Swift metrics follows a relatively simple release process, outlined below.
The overall goal of Issue and Pull Request management is to allow referring to them in the future, and being able to consistently and easily find out in which release a certain issue was fixed.
-
most work should have an associated GitHub issue, and a Pull Request resolving it should mark it so by e.g. using github's "resolves #1234" mechanism or otherwise make it clear which issue it resolves.
-
when a PR is merged, the associated issue is closed and the issue is assigned to the milestone the change is going to be released in.
-
if a pull request was made directly, and has no associated issue, the pull request is associated with the milestone instead.

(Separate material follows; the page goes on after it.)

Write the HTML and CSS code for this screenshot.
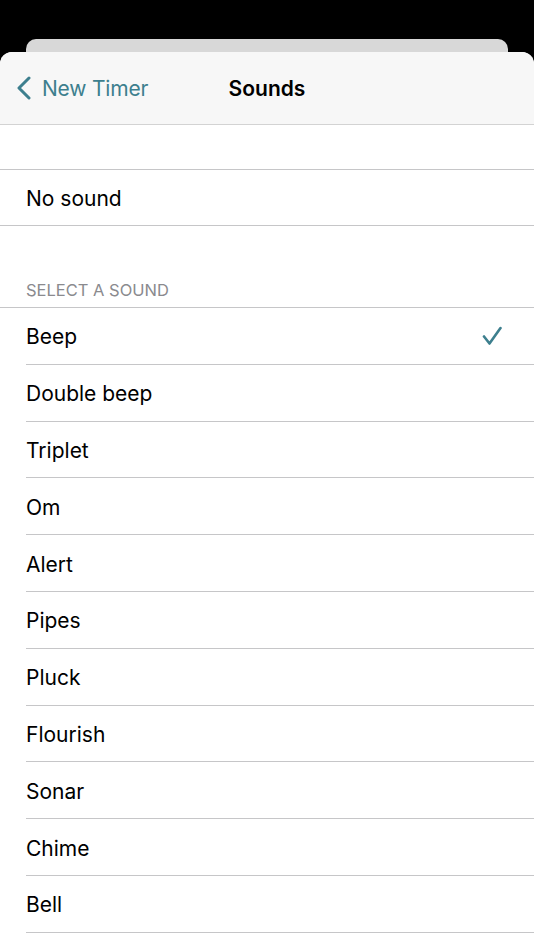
FILE: index.html
```
<!DOCTYPE html>
<html>
<head>
<meta charset="utf-8">
<link rel="stylesheet" href="styles.css">
</head>
<body>
<div class="screen">
  <div class="back-card"></div>
  <div class="sheet">
    <header class="nav">
      <div class="back">
        <svg class="chev" width="16" height="24" viewBox="0 0 16 24"><path d="M13 2 L3 12 L13 22" fill="none" stroke="#3d7f8e" stroke-width="3" stroke-linecap="round" stroke-linejoin="round"/></svg>
        <span>New Timer</span>
      </div>
      <div class="title">Sounds</div>
    </header>
    <div class="spacer"></div>
    <div class="group">
      <div class="row">No sound</div>
    </div>
    <div class="section-head">SELECT A SOUND</div>
    <div class="group list">
      <div class="row">Beep<svg class="check" width="20" height="20" viewBox="0 0 20 20"><path d="M2 10.5 L7.5 17.5 L18.5 2" fill="none" stroke="#3d7f8e" stroke-width="2.6" stroke-linecap="round" stroke-linejoin="round"/></svg></div>
      <div class="row">Double beep</div>
      <div class="row">Triplet</div>
      <div class="row">Om</div>
      <div class="row">Alert</div>
      <div class="row">Pipes</div>
      <div class="row">Pluck</div>
      <div class="row">Flourish</div>
      <div class="row">Sonar</div>
      <div class="row">Chime</div>
      <div class="row">Bell</div>
      <div class="row"></div>
    </div>
  </div>
</div>
</body>
</html>
```
FILE: styles.css
```
html, body { margin: 0; padding: 0; }
body {
  background: #000;
  font-family: Inter, "Noto Sans", sans-serif;
  width: 534px;
  height: 950px;
  overflow: hidden;
}
.screen { padding-top: 39px; }
.back-card {
  margin: 0 26px;
  height: 13px;
  background: #d8d8d8;
  border-radius: 10px 10px 0 0;
}
.sheet {
  background: #fff;
  border-radius: 12px 12px 0 0;
  overflow: hidden;
  height: 900px;
}
.nav {
  position: relative;
  height: 72px;
  background: #f7f7f7;
  border-bottom: 1px solid #d3d3d3;
  display: flex;
  align-items: center;
  justify-content: center;
}
.back {
  position: absolute;
  left: 16px;
  top: 0;
  bottom: 0;
  display: flex;
  align-items: center;
  gap: 10px;
  color: #3d7f8e;
  font-size: 21px;
  letter-spacing: -0.2px;
}
.title {
  font-size: 21px;
  font-weight: 600;
  color: #000;
}
.spacer { height: 44px; }
.group {
  border-top: 1px solid #c6c6c8;
  border-bottom: 1px solid #c6c6c8;
}
.row {
  height: 55px;
  box-sizing: border-box;
  padding: 2px 32px 0 26px;
  display: flex;
  align-items: center;
  justify-content: space-between;
  font-size: 21px;
  color: #000;
}
.list { border-bottom: none; }
.list .row {
  height: 56.8px;
  border-bottom: 1px solid #c6c6c8;
  margin-left: 26px;
  padding-left: 0;
}
.check { margin-top: -2px; }
.section-head {
  height: 81px;
  box-sizing: border-box;
  padding: 54px 26px 0;
  font-size: 16.5px;
  color: #8a8a8e;
}
```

- do not assign both an issue and pull request about the same ticket to the same milestone as it may be confusing why a similar sounding issue was "solved twice".
Once it is decided that a release should be cut, follow these steps to make sure the release is nice and clean.
In our example let's consider we're cutting a release for the version 1.2.3
.
- check all outstanding PRs, if any can be merged right away for this release, consider doing so,
- make sure all recently closed PRs or issues have been assigned to the milestone (assign them to the milestone
1.2.3
if not already done), - create the "next" release milestone, for example
1.2.4
(or1.3.0
if necessary) and move remaining issues to is,- this way these tickets are carried over to the "next" release and are a bit easier to find and prioritize.
- close the current milestone (
1.2.3
), - pull and tag the current commit with
1.2.3
- prefer signing your tag (
git tag -s
) so it can be confirmed who performed the release and the tag is trustworthy,
- prefer signing your tag (
- push the tag,
- update and upload the documentation,
- e.g. use jazzy to generate and push the documentation branch (TODO: more details here).
- finally, go to the GitHub releases page and draft a new release.